A discussão e as decisões agora assumidas pelas instituições da União Europeia e pelo Governo Britânico demonstram claramente que o referendo na Grã-Bretanha é visto como um instrumento para gerir contradições e para tentar branquear uma deriva nacionalista reaccionária das classes dominantes britânicas com o beneplácito, agora confirmado, das instituições da União Europeia e dos governos que têm assento no Conselho Europeu. O conteúdo e a forma das decisões confirmam que em torno do referendo britânico se desenvolveu e desenvolverá, agora com maior intensidade, uma inaceitável teia de chantagens e pressões sobre o povo britânico que visa condicionar a livre expressão da sua vontade soberana.
Não obstante estarmos perante uma farsa e uma inaceitável deriva reaccionária, que visa conter elementos fulcrais de uma crise profunda do processo de integração capitalista, o processo de negociação demonstra que, quando se trata de ir ao encontro dos interesses do grande capital financeiro, de dirimir contradições entre potências económicas e salvar os seus mecanismos supranacionais de domínio político e económico - como o Euro ou os mecanismos previstos na União Bancária -, os Tratados e a Legislação da União Europeia são passíveis de ser alterados e até subvertidos. Esta “flexibilidade” demonstrada agora no caso “Brexit” contrasta com a inaceitável rigidez e imobilidade face à gravíssima crise social e com as pressões e chantagens que continuam a ser dirigidas contra países como Portugal, como ficou bem patente na discussão do Orçamento do Estado 2016.
Independentemente da sua natureza e contradições, as decisões agora tomadas terminam com o mito da impossibilidade de ajuste do estatuto de cada Estado Membro às suas especificidades nacionais e à vontade do seu povo, estabelecendo se necessário as necessárias derrogações, excepções ou salvaguardas específicas às políticas comuns, ao mercado interno, aos tratados – cuja possibilidade de reversibilidade agora se comprova na prática – aos pactos e demais legislação da UE.
3. O PCP alerta para a aprovação das recomendações da Zona Euro pelo Conselho Europeu no âmbito do processo do Semestre Europeu e realça que a sua orientação política confirma a prossecução de um rumo de destruição de sistemas produtivos, desinvestimento, ataques aos direitos sociais e laborais, concentração e centralização de capital, e empobrecimento das massas trabalhadoras e populares, impossibilitando assim qualquer estratégia de relançamento do crescimento económico.
4. As decisões do Conselho respeitantes às migrações clarificam, de forma explícita e despudorada, a essência da política de migração da União Europeia - o encerramento das fronteiras externas e a expulsão de todos quantos consigam chegar a território da União Europeia.

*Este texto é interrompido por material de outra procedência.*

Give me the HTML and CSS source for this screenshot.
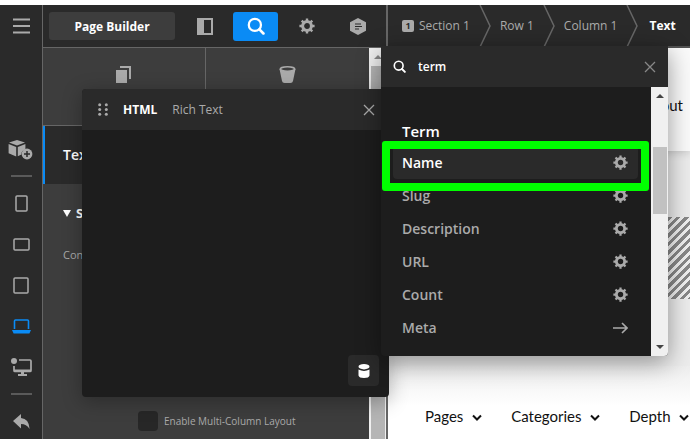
FILE: index.html
```
<!DOCTYPE html>
<html lang="en">
<head>
    <meta charset="UTF-8">
    <meta name="viewport" content="width=device-width, initial-scale=1.0">
    <title>Page Builder</title>
    <link rel="stylesheet" href="styles.css">
</head>
<body>

    <!-- Shared icons -->
    <svg class="sprite" width="0" height="0">
        <symbol id="gear" viewBox="0 0 16 16">
            <circle cx="8" cy="8" r="4.4" fill="none" stroke="currentColor" stroke-width="3"/>
            <path d="M8 .4v3M8 12.6v3M.4 8h3M12.6 8h3M2.7 2.7l2 2M11.3 11.3l2 2M13.3 2.7l-2 2M4.7 11.3l-2 2" stroke="currentColor" stroke-width="2.4"/>
        </symbol>
        <symbol id="search" viewBox="0 0 16 16">
            <circle cx="7" cy="7" r="5.4" fill="none" stroke="currentColor" stroke-width="2"/>
            <path d="M11 11l3.6 3.6" stroke="currentColor" stroke-width="2.4" stroke-linecap="round"/>
        </symbol>
        <symbol id="close" viewBox="0 0 12 12">
            <path d="M1 1l10 10M11 1L1 11" stroke="currentColor" stroke-width="1.3"/>
        </symbol>
        <symbol id="chevron" viewBox="0 0 10 8">
            <path d="M1 1.5l4 4 4-4" fill="none" stroke="currentColor" stroke-width="2"/>
        </symbol>
        <symbol id="separator" viewBox="0 0 12 42">
            <path d="M1 0l10 21L1 42" fill="none" stroke="currentColor" stroke-width="1.5"/>
        </symbol>
    </svg>

    <div class="app">
        <nav class="rail">
            <button class="rail-btn menu" aria-label="Menu">
                <svg width="17" height="16" viewBox="0 0 17 16"><path d="M0 1.5h17M0 8h17M0 14.5h17" stroke="currentColor" stroke-width="2"/></svg>
            </button>
            <button class="rail-btn" aria-label="Add element">
                <svg width="26" height="22" viewBox="0 0 26 22">
                    <path d="M9 1l8 2.6-8 3-8-3z" fill="currentColor"/>
                    <path d="M.6 5l7.6 3v9.4L.6 14.2zM17.4 5v5.4a5 5 0 0 0-4 5.2L9.8 17.2V8z" fill="currentColor"/>
                    <circle cx="19" cy="15" r="5.4" fill="currentColor"/>
                    <path d="M19 12v6M16 15h6" stroke="#2a2a2a" stroke-width="1.5"/>
                </svg>
            </button>
            <hr class="rail-line">
            <button class="rail-btn" aria-label="Phone">
                <svg width="13" height="17" viewBox="0 0 13 17"><rect x="1" y="1" width="11" height="15" rx="1" fill="none" stroke="currentColor" stroke-width="1.5"/></svg>
            </button>
            <button class="rail-btn" aria-label="Phone landscape">
                <svg width="17" height="13" viewBox="0 0 17 13"><rect x="1" y="1" width="15" height="11" rx="1" fill="none" stroke="currentColor" stroke-width="1.5"/></svg>
            </button>
            <button class="rail-btn" aria-label="Tablet">
                <svg width="16" height="17" viewBox="0 0 16 17"><rect x="1" y="1" width="14" height="15" rx="1" fill="none" stroke="currentColor" stroke-width="1.5"/></svg>
            </button>
            <button class="rail-btn active" aria-label="Laptop">
                <svg width="19" height="15" viewBox="0 0 19 15">
                    <path d="M2.5 10V2q0-1 1-1h12q1 0 1 1v8" fill="none" stroke="currentColor" stroke-width="1.6"/>
                    <path d="M0 11h19l-1.6 3.4H1.6z" fill="currentColor"/>
                </svg>
            </button>
            <button class="rail-btn" aria-label="Desktop">
                <svg width="21" height="19" viewBox="0 0 21 19">
                    <path d="M8 2h11q1 0 1 1v9.500q0 1-1 1H4q-1 0-1-1V8" fill="none" stroke="currentColor" stroke-width="1.7"/>
                    <path d="M3 11.500h17v2H3zM10 13h3v3h3v2H7v-2h3z" fill="currentColor"/>
                    <circle cx="3" cy="3" r="3" fill="currentColor"/>
                </svg>
            </button>
            <hr class="rail-line">
            <button class="rail-btn" aria-label="Back">
                <svg width="17" height="15" viewBox="0 0 17 15"><path d="M8 0v4q8 .5 8.600 11Q13.500 10 8 10v4.500L0 7z" fill="currentColor"/></svg>
            </button>
        </nav>

        <aside class="sidebar">
            <header class="toolbar">
                <button class="title-btn">Page Builder</button>
                <button class="tool" aria-label="Layout">
                    <svg width="16" height="17" viewBox="0 0 16 17"><rect x="1" y="1" width="14" height="15" fill="none" stroke="currentColor" stroke-width="2"/><path d="M1 1h6v15H1z" fill="currentColor"/></svg>
                </button>
                <button class="tool active" aria-label="Search"><svg width="18" height="18"><use href="#search"/></svg></button>
                <button class="tool" aria-label="Settings"><svg width="16" height="16"><use href="#gear"/></svg></button>
                <button class="tool" aria-label="Outline">
                    <svg width="16" height="17" viewBox="0 0 16 17"><path d="M8 0l8 4.300v8.400L8 17l-8-4.300V4.300z" fill="currentColor"/><path d="M5 6h6M5 8.500h7M5 11h4" stroke="#2a2a2a" stroke-width="1.200"/></svg>
                </button>
            </header>

            <div class="sidebar-body">
                <div class="inspector">
                    <div class="actions">
                        <button aria-label="Duplicate">
                            <svg width="16" height="17" viewBox="0 0 16 17"><path d="M0 4h11v13H0z" fill="currentColor"/><path d="M4 1h10v12" fill="none" stroke="currentColor" stroke-width="2"/></svg>
                        </button>
                        <button aria-label="Delete">
                            <svg width="17" height="17" viewBox="0 0 17 17"><path d="M.5 3L3 15q.4 2 2.500 2h6q2.100 0 2.500-2l2.500-12z" fill="currentColor"/><ellipse cx="8.500" cy="3" rx="7.200" ry="2.200" fill="#3d3d3d" stroke="currentColor" stroke-width="1.600"/></svg>
                        </button>
                    </div>
                    <h2 class="element-name">Text</h2>
                    <h3 class="group-name">
                        <svg width="8" height="7" viewBox="0 0 8 7"><path d="M0 0h8L4 7z" fill="currentColor"/></svg>
                        Setup
                    </h3>
                    <p class="field-label">Content</p>
                    <div class="check-row">
                        <input type="checkbox" id="multi-column">
                        <label for="multi-column">Enable Multi-Column Layout</label>
                    </div>
                </div>
                <div class="scrollbar sidebar-scroll">
                    <span class="arrow up"></span>
                    <span class="thumb"></span>
                </div>
            </div>
        </aside>

        <main class="preview">
            <ol class="breadcrumbs">
                <li><a href="#"><span class="badge">1</span>Section 1</a></li>
                <li><svg width="12" height="42"><use href="#separator"/></svg></li>
                <li><a href="#">Row 1</a></li>
                <li><svg width="12" height="42"><use href="#separator"/></svg></li>
                <li><a href="#">Column 1</a></li>
                <li><svg width="12" height="42"><use href="#separator"/></svg></li>
                <li class="last"><a href="#" class="current">Text</a></li>
            </ol>
            <div class="canvas">
                <div class="site-header"><a href="#">About</a></div>
                <div class="stripes"></div>
                <nav class="site-nav">
                    <a href="#">Pages <svg width="10" height="8"><use href="#chevron"/></svg></a>
                    <a href="#">Categories <svg width="10" height="8"><use href="#chevron"/></svg></a>
                    <a href="#">Depth <svg width="10" height="8"><use href="#chevron"/></svg></a>
                </nav>
            </div>
        </main>
    </div>

    <!-- Floating text editor -->
    <section class="editor">
        <header class="editor-head">
            <svg width="10" height="13" viewBox="0 0 10 13" fill="currentColor">
                <circle cx="1.700" cy="1.700" r="1.500"/><circle cx="8.300" cy="1.700" r="1.500"/>
                <circle cx="1.700" cy="6.500" r="1.500"/><circle cx="8.300" cy="6.500" r="1.500"/>
                <circle cx="1.700" cy="11.300" r="1.500"/><circle cx="8.300" cy="11.300" r="1.500"/>
            </svg>
            <button class="tab current">HTML</button>
            <button class="tab">Rich Text</button>
            <button class="close" aria-label="Close"><svg width="12" height="12"><use href="#close"/></svg></button>
        </header>
        <button class="data-btn" aria-label="Dynamic content">
            <svg width="12" height="14" viewBox="0 0 12 14" fill="currentColor"><ellipse cx="6" cy="2.700" rx="5.500" ry="2.700"/><path d="M.5 5.500Q6 8.300 11.500 5.500v6Q11 14 6 14T.5 11.500z"/></svg>
        </button>
    </section>

    <!-- Dynamic content picker -->
    <section class="picker">
        <div class="picker-search">
            <svg width="13" height="13"><use href="#search"/></svg>
            <input type="text" value="term" aria-label="Search dynamic content">
            <button class="close" aria-label="Clear"><svg width="12" height="12"><use href="#close"/></svg></button>
        </div>
        <div class="picker-body">
            <div class="picker-list">
                <h4>Term</h4>
                <button class="option selected">Name <svg width="15" height="15"><use href="#gear"/></svg></button>
                <button class="option">Slug <svg width="15" height="15"><use href="#gear"/></svg></button>
                <button class="option">Description <svg width="15" height="15"><use href="#gear"/></svg></button>
                <button class="option">URL <svg width="15" height="15"><use href="#gear"/></svg></button>
                <button class="option">Count <svg width="15" height="15"><use href="#gear"/></svg></button>
                <button class="option">Meta <svg width="15" height="12" viewBox="0 0 15 12"><path d="M0 6h14M9 1l5 5-5 5" fill="none" stroke="currentColor" stroke-width="1.600"/></svg></button>
            </div>
            <div class="scrollbar picker-scroll">
                <span class="arrow up"></span>
                <span class="thumb"></span>
                <span class="arrow down"></span>
            </div>
        </div>
        <div class="highlight"></div>
    </section>

</body>
</html>
```
FILE: styles.css
```
* {
    box-sizing: border-box;
}
body {
    margin: 0;
    height: 100vh;
    padding-top: 5px;
    overflow: hidden;
    background: #fff;
    color: #aaa;
    font-family: "Open Sans", "Noto Sans", sans-serif;
    font-size: 12px;
}
button {
    display: flex;
    align-items: center;
    justify-content: center;
    padding: 0;
    border: none;
    background: none;
    color: inherit;
    font: inherit;
    cursor: pointer;
}
a {
    color: inherit;
    text-decoration: none;
}
.sprite {
    position: absolute;
}
.app {
    display: flex;
    height: 100%;
}

/* Left icon rail */
.rail {
    display: flex;
    flex-direction: column;
    align-items: center;
    flex: none;
    width: 43px;
    background: #2a2a2a;
    border-right: 1px solid #666;
}
.rail-btn {
    flex: none;
    width: 41px;
    height: 41px;
}
.rail-btn.menu {
    margin-bottom: 83px;
}
.rail-btn.active {
    color: #0a8bf5;
}
.rail-line {
    flex: none;
    width: 21px;
    height: 2px;
    margin: 5px 0 6px;
    border: none;
    background: #5a5a5a;
}

/* Sidebar */
.sidebar {
    display: flex;
    flex-direction: column;
    flex: none;
    width: 345px;
    background: #3d3d3d;
    border-right: 2px solid #666;
}
.toolbar {
    display: flex;
    align-items: center;
    flex: none;
    height: 43px;
    padding: 0 0 0 6px;
    background: #2a2a2a;
    border-bottom: 1px solid #666;
}
.title-btn {
    flex: none;
    width: 126px;
    height: 28px;
    margin-right: 7px;
    border-radius: 3px;
    background: #3d3d3d;
    color: #fff;
    font-weight: 700;
}
.tool {
    flex: none;
    width: 45px;
    height: 29px;
    margin-right: 6px;
    border-radius: 3px;
}
.tool.active {
    background: #0a8bf5;
    color: #fff;
}
.sidebar-body {
    display: flex;
    flex: 1;
    min-height: 0;
}
.inspector {
    flex: 1;
    overflow: hidden;
}
.actions {
    display: grid;
    grid-template-columns: 1fr 1fr;
    height: 78px;
    border-bottom: 1px solid #666;
}
.actions button {
    align-items: flex-start;
    padding-top: 18px;
}
.actions button:first-child {
    border-right: 1px solid #666;
}
.element-name {
    height: 58px;
    margin: 0;
    padding-left: 18px;
    border-left: 2px solid #0a8bf5;
    background: #2a2a2a;
    color: #fff;
    font-size: 14px;
    font-weight: 600;
    line-height: 58px;
}
.group-name {
    display: flex;
    align-items: center;
    gap: 5px;
    height: 58px;
    margin: 0;
    padding-left: 20px;
    color: #fff;
    font-size: 13px;
}
.field-label {
    margin: 0 0 143px;
    padding-left: 20px;
    font-size: 11px;
    line-height: 26px;
}
.check-row {
    display: flex;
    align-items: center;
    gap: 6px;
    padding-left: 95px;
    font-size: 10px;
}
.check-row input {
    appearance: none;
    width: 20px;
    height: 20px;
    margin: 0;
    border-radius: 4px;
    background: #272727;
}

/* Scrollbars */
.scrollbar {
    display: flex;
    flex-direction: column;
    align-items: center;
    flex: none;
    width: 17px;
    background: #f0f0f0;
}
.arrow {
    border: 4px solid transparent;
}
.arrow.up {
    border-top: none;
    border-bottom-color: #444;
}
.arrow.down {
    border-bottom: none;
    border-top-color: #444;
}
.sidebar-scroll .up {
    margin: 7px 0;
    border-bottom-color: #888;
}
.thumb {
    width: 14px;
    background: #c1c1c1;
}
.sidebar-scroll .thumb {
    flex: 1;
    background: #b5b5b5;
}

/* Preview area */
.preview {
    display: flex;
    flex-direction: column;
    flex: 1;
    min-width: 0;
}
.breadcrumbs {
    display: flex;
    align-items: center;
    flex: none;
    height: 43px;
    margin: 0;
    padding: 0 0 0 14px;
    overflow: hidden;
    background: #2a2a2a;
    border-bottom: 2px solid #555;
    list-style: none;
    white-space: nowrap;
}
.breadcrumbs li {
    display: flex;
    align-items: center;
    height: 100%;
    margin-right: 9px;
}
.breadcrumbs .last {
    padding: 0 14px 0 2px;
    border-right: 1px solid #666;
}
.breadcrumbs svg {
    color: #666;
}
.breadcrumbs .current {
    color: #fff;
    font-weight: 700;
}
.badge {
    display: inline-block;
    width: 12px;
    margin-right: 5px;
    border-radius: 2px;
    background: #aaa;
    color: #2a2a2a;
    font-size: 9px;
    font-weight: 700;
    line-height: 12px;
    text-align: center;
    vertical-align: 1px;
}
.canvas {
    display: flex;
    flex-direction: column;
    flex: 1;
    background: #ececec;
    color: #111;
    font-family: Lato, sans-serif;
    font-size: 15px;
}
.site-header {
    display: flex;
    align-items: center;
    justify-content: flex-end;
    height: 103px;
    padding: 10px 7px 0 0;
    background: #fafafa;
    box-shadow: 0 2px 8px rgba(0, 0, 0, 0.15);
}
.stripes {
    height: 82px;
    margin: 66px 0 67px;
    background: repeating-linear-gradient(135deg, #888 0 3px, #f0f0f0 3px 6px);
}
.site-nav {
    display: flex;
    flex: 1;
    gap: 29px;
    padding: 41px 0 0 37px;
    overflow: hidden;
    background: linear-gradient(#eee, #fff 40px);
    white-space: nowrap;
}
.site-nav svg {
    margin-left: 5px;
}

/* Text editor window */
.editor {
    position: absolute;
    top: 89px;
    left: 82px;
    display: flex;
    flex-direction: column;
    width: 307px;
    height: 308px;
    border-radius: 4px;
    background: #1d1d1d;
    box-shadow: 0 4px 20px rgba(0, 0, 0, 0.3);
}
.editor-head {
    display: flex;
    align-items: center;
    gap: 15px;
    height: 41px;
    padding: 0 14px 0 16px;
    border-radius: 4px 4px 0 0;
    background: #2a2a2a;
}
.tab.current {
    color: #fff;
    font-weight: 700;
}
.editor .close {
    margin-left: auto;
}
.data-btn {
    width: 31px;
    height: 31px;
    margin: auto 10px 11px auto;
    border-radius: 4px;
    background: #2a2a2a;
    color: #fff;
}

/* Dynamic content picker */
.picker {
    position: absolute;
    top: 46px;
    left: 381px;
    width: 287px;
    border-radius: 4px;
    background: #1d1d1d;
    box-shadow: 0 6px 24px rgba(0, 0, 0, 0.4);
}
.picker-search {
    display: flex;
    align-items: center;
    height: 41px;
    padding: 0 12px;
    background: #2a2a2a;
    color: #fff;
}
.picker-search input {
    flex: 1;
    min-width: 0;
    padding: 0 12px;
    border: none;
    outline: none;
    background: none;
    color: #fff;
    font: inherit;
    font-weight: 600;
}
.picker-search .close {
    color: #888;
}
.picker-body {
    display: flex;
}
.picker-list {
    flex: 1;
    padding: 30px 13px 12px 12px;
    font-size: 14px;
}
.picker-list h4 {
    margin: 0;
    padding-left: 9px;
    color: #fff;
    font-size: 15px;
    font-weight: 600;
    line-height: 29px;
}
.option {
    justify-content: space-between;
    width: 100%;
    height: 33px;
    padding: 0 10px 0 9px;
    border-radius: 4px;
    font-weight: 600;
}
.option.selected {
    background: #2a2a2a;
    color: #fff;
}
.option svg {
    color: #aaa;
}
.picker-scroll {
    border-radius: 0 0 4px 0;
}
.picker-scroll .up {
    margin-top: 7px;
}
.picker-scroll .thumb {
    height: 67px;
    margin-top: 49px;
}
.picker-scroll .down {
    margin: auto 0 7px;
}
.highlight {
    position: absolute;
    top: 95px;
    left: 1px;
    width: 267px;
    height: 50px;
    border: 8px solid #0f0;
    border-radius: 3px;
    pointer-events: none;
}
```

As conclusões do Conselho não só caucionam as piores práticas, que em palavras os responsáveis das instituições da UE vêm lamentando, como avançam numa visão e solução militarista e militarizada para um problema humanitário. É disso exemplo o regozijo do Conselho Europeu com a intervenção da NATO, nomeadamente no Mar Egeu, em estreita colaboração com o FRONTEX, e a exigência para que a Turquia tome mais medidas para impedir a travessia e conter o fluxo migratório. Tais decisões são profundamente contrárias ao direito internacional, que protege e confere direitos aos refugiados e requerentes de asilo, e faz antever uma criminosa acção marítima da qual poderão resultar milhares de vítimas. Nesse quadro, o PCP expressa a sua frontal oposição à decisão do Governo português de colaborar na missão da NATO no Mar Egeu bem como à posição expressa pelo Primeiro-Ministro, de concordância com a criação da chamada “Guarda Costeira Europeia”.
A política de migração, que é agora friamente reafirmada e sistematizada, não reconhece nem direitos nem escolhas para os refugiados, mesmo os que consigam pedir asilo, nomeadamente por via do “cartão azul”, em que os Estados-Membros exercerão o seu poder discricionário no “acolhimento” de refugiados, transformando aquilo que deveria ser uma obrigação legal de apoio humanitário, num sistema de importação selectiva de mão-de-obra barata e qualificada, privilegiando aqueles que detenham as mais altas qualificações.
É esta a política de “solidariedade” que a UE tem para responder à chamada crise migratória, um drama humanitário com milhões de refugiados no Norte de África e Médio Oriente, que alimentam o êxodo de centenas de milhar de pessoas que têm procurado na Europa a fuga à fome, à miséria, à perseguição, à guerra. Uma tormenta que é resultado directo da acção intervencionista da UE, em articulação com os EUA e a NATO, com as suas políticas de ingerência e agressão militar em diversos conflitos naquelas regiões, de que se destacam as intervenções na Líbia, na Síria, no Iraque e no Afeganistão. Criminosas políticas neocoloniais que visam a desestabilização do mundo árabe e o controlo geoestratégico e económico daquelas regiões.